WHAT IS NEEDED
Lines containing the string "components" are to be counted; report the number and nothing more.

DATA
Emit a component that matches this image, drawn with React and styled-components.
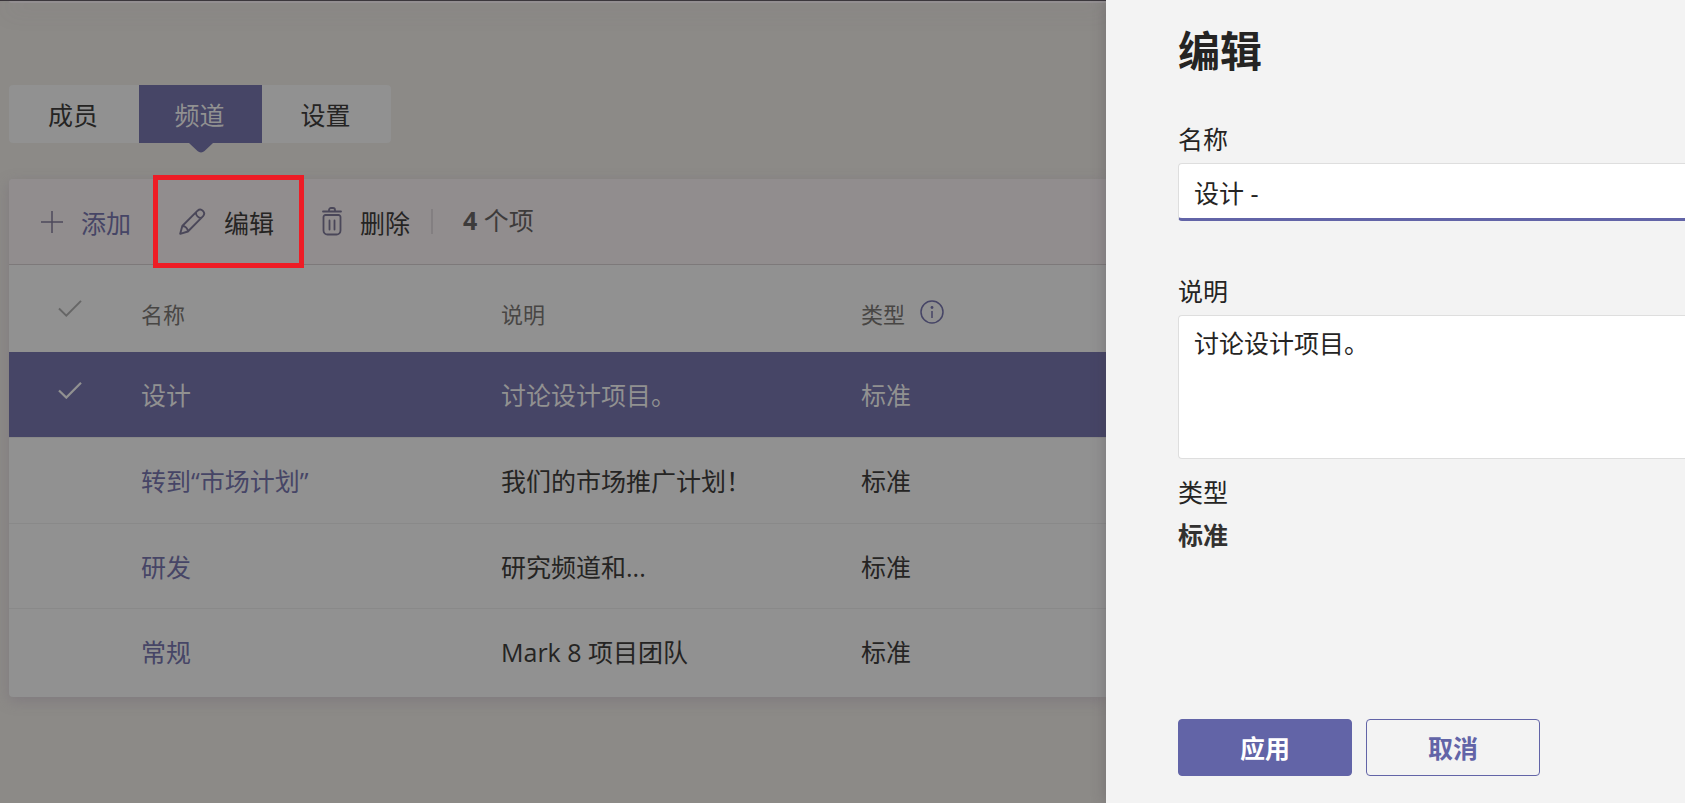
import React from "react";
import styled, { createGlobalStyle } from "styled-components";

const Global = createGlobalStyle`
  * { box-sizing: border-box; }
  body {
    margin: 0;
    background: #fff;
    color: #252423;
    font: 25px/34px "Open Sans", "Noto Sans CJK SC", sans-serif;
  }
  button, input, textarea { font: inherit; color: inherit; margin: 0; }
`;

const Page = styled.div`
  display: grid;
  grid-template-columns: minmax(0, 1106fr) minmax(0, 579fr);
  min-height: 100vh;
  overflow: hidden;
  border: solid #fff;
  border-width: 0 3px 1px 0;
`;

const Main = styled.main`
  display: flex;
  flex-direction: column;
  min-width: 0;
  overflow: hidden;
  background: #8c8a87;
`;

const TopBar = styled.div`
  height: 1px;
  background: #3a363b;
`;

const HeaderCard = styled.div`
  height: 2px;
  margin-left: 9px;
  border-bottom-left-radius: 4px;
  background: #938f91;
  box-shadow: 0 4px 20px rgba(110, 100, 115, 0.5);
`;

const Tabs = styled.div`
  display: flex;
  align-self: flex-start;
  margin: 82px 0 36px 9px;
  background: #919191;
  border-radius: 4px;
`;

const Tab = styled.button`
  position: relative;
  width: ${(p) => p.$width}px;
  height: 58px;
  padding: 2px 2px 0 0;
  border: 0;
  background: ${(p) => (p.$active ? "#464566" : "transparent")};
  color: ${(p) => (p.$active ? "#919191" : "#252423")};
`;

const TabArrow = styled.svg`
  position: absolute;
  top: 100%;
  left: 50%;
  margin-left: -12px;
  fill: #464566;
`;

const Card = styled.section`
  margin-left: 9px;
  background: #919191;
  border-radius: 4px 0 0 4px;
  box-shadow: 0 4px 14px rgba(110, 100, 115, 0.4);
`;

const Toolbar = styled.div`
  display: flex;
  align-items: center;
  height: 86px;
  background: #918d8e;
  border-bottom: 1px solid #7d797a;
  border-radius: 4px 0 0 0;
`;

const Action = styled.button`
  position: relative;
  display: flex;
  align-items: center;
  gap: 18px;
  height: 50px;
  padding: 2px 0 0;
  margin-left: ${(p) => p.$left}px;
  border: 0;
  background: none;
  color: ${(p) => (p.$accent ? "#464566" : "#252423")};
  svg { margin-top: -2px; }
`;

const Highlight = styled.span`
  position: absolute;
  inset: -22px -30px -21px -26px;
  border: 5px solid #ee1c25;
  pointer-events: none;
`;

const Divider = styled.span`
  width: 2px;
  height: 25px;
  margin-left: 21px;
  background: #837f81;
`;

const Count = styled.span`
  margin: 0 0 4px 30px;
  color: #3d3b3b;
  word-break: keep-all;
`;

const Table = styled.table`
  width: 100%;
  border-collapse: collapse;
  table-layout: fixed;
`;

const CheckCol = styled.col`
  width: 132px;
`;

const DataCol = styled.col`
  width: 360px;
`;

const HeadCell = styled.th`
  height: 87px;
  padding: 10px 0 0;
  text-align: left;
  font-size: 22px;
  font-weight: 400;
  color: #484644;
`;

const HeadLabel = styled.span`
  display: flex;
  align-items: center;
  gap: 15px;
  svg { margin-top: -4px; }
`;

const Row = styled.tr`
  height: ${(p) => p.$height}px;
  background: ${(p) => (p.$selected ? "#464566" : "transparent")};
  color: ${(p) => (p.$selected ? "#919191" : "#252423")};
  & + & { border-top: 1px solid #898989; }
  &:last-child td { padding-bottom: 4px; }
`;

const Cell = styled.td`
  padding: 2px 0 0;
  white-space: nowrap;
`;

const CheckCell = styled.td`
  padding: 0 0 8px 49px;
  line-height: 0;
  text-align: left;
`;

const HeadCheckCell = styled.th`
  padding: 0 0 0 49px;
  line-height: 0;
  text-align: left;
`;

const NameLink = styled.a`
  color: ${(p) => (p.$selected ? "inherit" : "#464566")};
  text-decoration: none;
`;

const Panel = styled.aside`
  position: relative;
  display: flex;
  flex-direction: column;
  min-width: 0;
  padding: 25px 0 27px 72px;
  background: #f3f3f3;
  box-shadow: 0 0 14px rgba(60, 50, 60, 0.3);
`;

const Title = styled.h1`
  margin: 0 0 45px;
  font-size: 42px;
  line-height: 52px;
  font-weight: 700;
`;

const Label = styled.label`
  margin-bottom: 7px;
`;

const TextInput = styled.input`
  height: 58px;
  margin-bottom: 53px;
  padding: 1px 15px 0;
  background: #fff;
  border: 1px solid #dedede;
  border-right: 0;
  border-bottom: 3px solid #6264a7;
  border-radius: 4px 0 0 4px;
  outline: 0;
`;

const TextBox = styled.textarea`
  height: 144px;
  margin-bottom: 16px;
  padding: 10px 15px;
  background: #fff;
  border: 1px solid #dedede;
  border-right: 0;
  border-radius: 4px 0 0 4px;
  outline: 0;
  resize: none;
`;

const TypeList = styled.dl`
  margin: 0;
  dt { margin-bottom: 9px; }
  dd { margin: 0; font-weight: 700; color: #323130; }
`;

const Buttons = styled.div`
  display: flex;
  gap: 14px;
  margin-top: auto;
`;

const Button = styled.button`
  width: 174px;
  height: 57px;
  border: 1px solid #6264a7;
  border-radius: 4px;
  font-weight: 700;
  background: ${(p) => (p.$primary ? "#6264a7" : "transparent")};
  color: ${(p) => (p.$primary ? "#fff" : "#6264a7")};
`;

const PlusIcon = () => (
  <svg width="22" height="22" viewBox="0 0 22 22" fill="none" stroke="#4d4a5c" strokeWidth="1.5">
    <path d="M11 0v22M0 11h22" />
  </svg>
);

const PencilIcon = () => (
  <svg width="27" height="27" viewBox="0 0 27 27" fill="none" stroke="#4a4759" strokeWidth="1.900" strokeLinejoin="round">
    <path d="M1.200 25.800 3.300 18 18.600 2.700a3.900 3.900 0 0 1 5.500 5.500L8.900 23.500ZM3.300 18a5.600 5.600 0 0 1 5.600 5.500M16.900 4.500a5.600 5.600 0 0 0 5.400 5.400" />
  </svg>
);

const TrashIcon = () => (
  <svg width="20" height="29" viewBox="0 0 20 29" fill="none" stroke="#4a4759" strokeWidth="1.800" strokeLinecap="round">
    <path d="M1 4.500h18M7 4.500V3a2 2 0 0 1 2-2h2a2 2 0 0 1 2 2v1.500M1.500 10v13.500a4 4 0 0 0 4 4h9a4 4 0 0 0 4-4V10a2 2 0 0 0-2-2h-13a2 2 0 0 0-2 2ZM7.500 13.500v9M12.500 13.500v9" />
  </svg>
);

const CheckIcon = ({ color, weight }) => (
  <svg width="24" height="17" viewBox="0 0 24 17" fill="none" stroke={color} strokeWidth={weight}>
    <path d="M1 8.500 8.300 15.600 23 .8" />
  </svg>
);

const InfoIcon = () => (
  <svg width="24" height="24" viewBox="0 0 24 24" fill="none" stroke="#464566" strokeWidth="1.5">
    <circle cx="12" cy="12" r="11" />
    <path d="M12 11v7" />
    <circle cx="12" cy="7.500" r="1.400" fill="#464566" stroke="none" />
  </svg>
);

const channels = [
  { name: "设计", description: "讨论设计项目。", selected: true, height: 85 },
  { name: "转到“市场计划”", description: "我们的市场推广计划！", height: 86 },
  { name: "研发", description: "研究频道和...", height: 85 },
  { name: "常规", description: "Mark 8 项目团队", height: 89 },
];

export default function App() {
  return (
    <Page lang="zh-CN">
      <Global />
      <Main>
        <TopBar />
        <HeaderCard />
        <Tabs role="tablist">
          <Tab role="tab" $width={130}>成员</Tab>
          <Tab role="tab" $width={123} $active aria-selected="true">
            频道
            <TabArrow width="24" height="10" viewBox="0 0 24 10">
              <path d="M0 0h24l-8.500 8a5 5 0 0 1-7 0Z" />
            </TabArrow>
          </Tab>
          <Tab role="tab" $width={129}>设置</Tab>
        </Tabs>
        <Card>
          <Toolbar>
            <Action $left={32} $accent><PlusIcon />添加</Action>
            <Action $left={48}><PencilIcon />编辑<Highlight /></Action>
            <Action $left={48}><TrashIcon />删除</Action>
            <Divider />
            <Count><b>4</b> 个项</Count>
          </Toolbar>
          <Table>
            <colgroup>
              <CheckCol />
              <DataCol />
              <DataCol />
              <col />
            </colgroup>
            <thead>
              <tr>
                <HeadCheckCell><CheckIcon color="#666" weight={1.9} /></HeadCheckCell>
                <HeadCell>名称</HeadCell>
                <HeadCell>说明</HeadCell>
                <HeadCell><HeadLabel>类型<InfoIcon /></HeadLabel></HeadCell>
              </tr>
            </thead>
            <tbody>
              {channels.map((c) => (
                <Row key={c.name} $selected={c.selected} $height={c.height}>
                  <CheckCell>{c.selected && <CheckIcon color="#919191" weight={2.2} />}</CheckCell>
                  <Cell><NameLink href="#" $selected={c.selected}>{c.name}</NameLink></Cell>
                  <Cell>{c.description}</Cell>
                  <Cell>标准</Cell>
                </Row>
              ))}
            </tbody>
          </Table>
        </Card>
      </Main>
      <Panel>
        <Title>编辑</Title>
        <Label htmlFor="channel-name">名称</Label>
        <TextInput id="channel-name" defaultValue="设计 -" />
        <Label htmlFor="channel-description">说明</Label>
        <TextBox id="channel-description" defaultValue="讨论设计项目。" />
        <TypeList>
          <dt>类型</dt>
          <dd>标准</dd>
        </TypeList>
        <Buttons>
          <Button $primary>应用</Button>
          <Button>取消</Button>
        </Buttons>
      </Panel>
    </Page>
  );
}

ANSWER
2